Dear Gage by KL Donn

Posted by Mrs Giggles on February 1, 2024 in 2 Oogies, Book Reviews, Genre: Contemporary

Dear Gage by KL DonnKL Donn, $0.99, ISBN 978-1386413677
Contemporary Romance, 2017

oogie 2oogie 2

I didn’t read the official synopsis of KL Donn’s Dear Gage too closely, as for some reason I assumed that this is an epistolary romance and I’m a sucker for epistolary stories ever since Helene Hanff’s 84, Charing Cross Road.

Well, I have only myself to blame because this is not only a conventional romance, it’s one initiated by an eight-year old brat.

Tomas Gregory Anderson writes a letter to our hero Gage Drapper, who is a soldier and definitely not a porn actor despite being saddled with that name.

To whom it may concern,

My name is Tommy Anderson, and I’m eight years old. I’m in third grade, and my teacher, Miss Gunner, is making the whole class write letters to soldiers.

I like riddles, do you?

This one always makes me laugh:

What currency do they use in space?

My mom thinks it’s funny, too. She has a nice laugh.

Gotta go do my homework now!

Your friend, Tommy

Yikes.

Anyway, Tommy hates his mom Paisley because his dad, Paisley’s ex, left them and he takes it out on her.

Naturally, Paisley cries and cries because what else is a romance heroine to do anyway without a man in her life.

Fortunately for these two, Gage replies to Tommy’s letter and the brat immediately decides that Gage is going to be his new daddy. I’m sure that he’s a perfectly adorable eight year old and not creepy at all.

Dear Paisley,

I know I’ve been talking back and forth with Tommy the past three months now, and he’s told me a lot about you. Actually, more than a lot. He admires the heck out of you.

Here’s the thing, he hasn’t mentioned you reading any of our letters, so I can only assume you haven’t? In which case, this is gonna be a shocker.

I’m almost positive he’s trying to hook us up.

He hasn’t outright said it, but he’s dropped enough hints that I can guess. Plus, the picture he sent me of you in a pretty little bikini, well, it gives a guy ideas. In his last couple letters, Tommy has hinted about me taking him fishing when my tour is over. We’ve talked a lot about his dad, and how he feels about the man.

It’s not my business or my place, I just…fuck. I don’t know. I thought you should know, I guess.

Yours, Gage

Okay, a boy sending pics of his mom in a bikini to some stranger… no, perfectly normal!

“Oh!” Tears stream down my face as I read Gage’s letter. I know about him, of course. Tommy talks about him all the time. In fact, since he’s begun writing to the man, his attitude has changed so much.

Why is Paisley weeping?

I initially assume she is weeping from sheer terror because clearly her son is either a lunatic or not so subtly pushing her into an OnlyFans career to, I don’t know, support his cocaine addiction or something, but no, she’s just touched, and I mean her heart, not her head.

She asks her perfectly well-adjusted brat what he is up to.

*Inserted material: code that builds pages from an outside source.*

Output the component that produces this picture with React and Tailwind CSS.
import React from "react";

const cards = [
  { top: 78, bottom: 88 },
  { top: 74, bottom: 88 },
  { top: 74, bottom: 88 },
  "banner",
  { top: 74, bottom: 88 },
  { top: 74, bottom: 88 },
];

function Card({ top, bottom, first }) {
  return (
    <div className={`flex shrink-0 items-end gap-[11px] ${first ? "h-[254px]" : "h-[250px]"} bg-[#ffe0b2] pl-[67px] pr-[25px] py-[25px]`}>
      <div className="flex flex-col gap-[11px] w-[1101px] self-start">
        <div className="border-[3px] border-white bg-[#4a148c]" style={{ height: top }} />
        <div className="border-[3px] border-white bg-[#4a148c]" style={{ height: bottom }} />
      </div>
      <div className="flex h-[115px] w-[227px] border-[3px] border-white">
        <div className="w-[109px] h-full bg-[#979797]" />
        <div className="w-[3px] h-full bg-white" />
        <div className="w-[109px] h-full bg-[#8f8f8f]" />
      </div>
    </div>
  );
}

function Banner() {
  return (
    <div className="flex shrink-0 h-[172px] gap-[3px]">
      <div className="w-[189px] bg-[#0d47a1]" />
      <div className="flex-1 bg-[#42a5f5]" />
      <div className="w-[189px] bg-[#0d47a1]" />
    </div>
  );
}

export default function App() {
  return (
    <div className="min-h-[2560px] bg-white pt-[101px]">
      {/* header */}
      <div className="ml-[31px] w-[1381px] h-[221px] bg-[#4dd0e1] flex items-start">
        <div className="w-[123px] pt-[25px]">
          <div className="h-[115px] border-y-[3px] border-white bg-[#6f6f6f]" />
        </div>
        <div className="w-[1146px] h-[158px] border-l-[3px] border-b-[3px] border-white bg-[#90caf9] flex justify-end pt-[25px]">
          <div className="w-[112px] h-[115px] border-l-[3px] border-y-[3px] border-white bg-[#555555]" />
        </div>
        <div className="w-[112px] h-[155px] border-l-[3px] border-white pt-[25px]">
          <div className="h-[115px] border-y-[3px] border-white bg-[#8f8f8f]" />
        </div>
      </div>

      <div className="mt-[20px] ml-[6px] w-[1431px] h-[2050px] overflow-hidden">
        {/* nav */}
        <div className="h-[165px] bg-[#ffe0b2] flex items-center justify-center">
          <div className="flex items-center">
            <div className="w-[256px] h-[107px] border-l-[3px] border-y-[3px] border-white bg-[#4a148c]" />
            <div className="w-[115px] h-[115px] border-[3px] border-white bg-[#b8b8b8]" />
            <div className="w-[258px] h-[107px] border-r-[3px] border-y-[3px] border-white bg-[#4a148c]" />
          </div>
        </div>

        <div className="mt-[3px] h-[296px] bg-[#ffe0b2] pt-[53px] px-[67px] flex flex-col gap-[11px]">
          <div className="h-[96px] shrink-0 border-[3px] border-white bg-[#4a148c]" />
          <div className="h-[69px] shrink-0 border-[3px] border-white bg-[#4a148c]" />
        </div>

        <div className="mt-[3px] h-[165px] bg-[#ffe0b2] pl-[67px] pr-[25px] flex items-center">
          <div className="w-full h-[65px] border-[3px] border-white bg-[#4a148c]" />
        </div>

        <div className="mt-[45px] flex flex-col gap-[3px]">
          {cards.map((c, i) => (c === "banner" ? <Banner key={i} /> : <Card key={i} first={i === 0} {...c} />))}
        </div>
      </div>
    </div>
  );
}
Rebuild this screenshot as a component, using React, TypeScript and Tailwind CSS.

“You’re not married. And you don’t have someone to tell you how much you mean to them. Cassie’s dad tells her mom all the time. I want that for you.”

Good lord.

Here is Tommy persuading his mother to go meet the stranger.

“I want you to know, it’s your choice if you go with him. But if you don’t want to, I won’t make you.” Mom’s so strong. I know I’m young, and most people would say I don’t understand what the wobbling in her voice and the look in her eyes means, but I do.

Does the author even know any eight-year old in real life? Those kids don’t speak or think like this. 

Oh god, to cap off the creepiness of this story, the author gives me three consecutive epilogues instead of just combining them all into a single chapter. Oh, those two have a new baby! I’m sure the perfectly normal Tommy won’t get jealous and bake the baby in the oven or something.

Seriously, Tommy is one of the most frightening, terrifying creatures I’ve come across in a while, and this is from a broad that watch horror films far too often for my own good. That brat will likely drill a hole to spy into Mommy’s bedroom and stab the new husband to death when he figures that his new daddy is not rogering his mommy enough. God knows what will happen when he enters puberty. Maybe he will decide that he’s the only one that can love Mommy like she deserves to be loved.

Hmm, had the author done such a story, I’d applaud it. At least then the brat channeling Damien Thorn visiting Bash Street would be understandable and even rational, as I then know that the kid is going to destroy the world.

Instead, this is just a showcase of the author having Tommy be 8 but act and speak like a creepy old man.

Still, this story gets an extra oogie for being so unintentional macabre and disturbing that I get a perverse kind of entertainment as a result from reading this train wreck.

Not that I am keen on repeating the experience, though. Close encounters with creepy kids are best experienced in minimal doses.